Well OK then. Yes, this movie is really about a woman who is impregnated by aliens in order to give birth to the Alien Messiah which will bring peace to the world. What I left out was that the government agents want to kill her because if there is peace, they'll be out of a job. That plus if the Aliens have their way (heh), they won't need to abduct any more young women and we won't ever get to see a bunch of really tall actors in Cantina head-like masks and evil white jumpsuits. Filmed in drug-o-vision.

Yes, they did randomly blow up an old model VW Bug. Because...it looked cool? Yeah, I do believe that was filed under What??!?

They also drove one Mustang-ish (the sedan model, not the cool looking one) car around and around and around a parking ramp but switched out to a same color but totally different car for the gate crashing scene. Then went back to the original car. That wasn't one of our Whoopses though because...

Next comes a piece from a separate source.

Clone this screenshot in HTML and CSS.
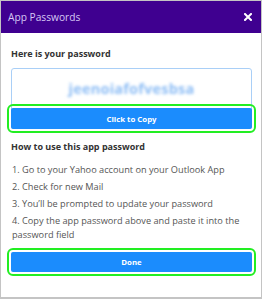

Continuity! Just one of those over the shoulder shots where one chick's hair is clearly back and out of the way and then SURPRISE! When we see her from another angle the magic hair untucks itself and is all loose and fancy free. The car switch was a little bit more difficult to see and if there is going to be one whoops we think will really show, it's totally the magic hair.

Dear god. The chase scenes.

Dear god, the montaging. It took us a very long time to figure out what the heck was going on. One character, the new age priest, has one random scene in the beginning where he talks to a lady in a mini (but not a micro mini. She's talking to a padre after all, a girl's gotta have some standards) and we never see her again after that. They don't even talk about anything relating to anything so when yet another girl is murdered and the priest weeps inconsolably in front of a rack of prayer candles we all said "Huh?" It's like the director was all "then I want a shot of a priest lamenting in front of some of those candles things. Stick it in at the 37 minute mark."

Acting. Argh. Sadly, I think the best actor was Erik Estrada and...well...ouch.

But! badmovie didn't let our night of watching lead to despair. Oh no. He imdbed up some trivia bits about Alien Seed which are amusing. Ish. Anyway the topless bar which I named "The Mile High Club" (because nobody remembered the actual name) was a real working strip joint. And those women were real working strippers. I take that back about Erik Estrada...I think the stripper women were the best actors in the film.

The movie was also shot in an Abandon trolley barn in Colorado Springs.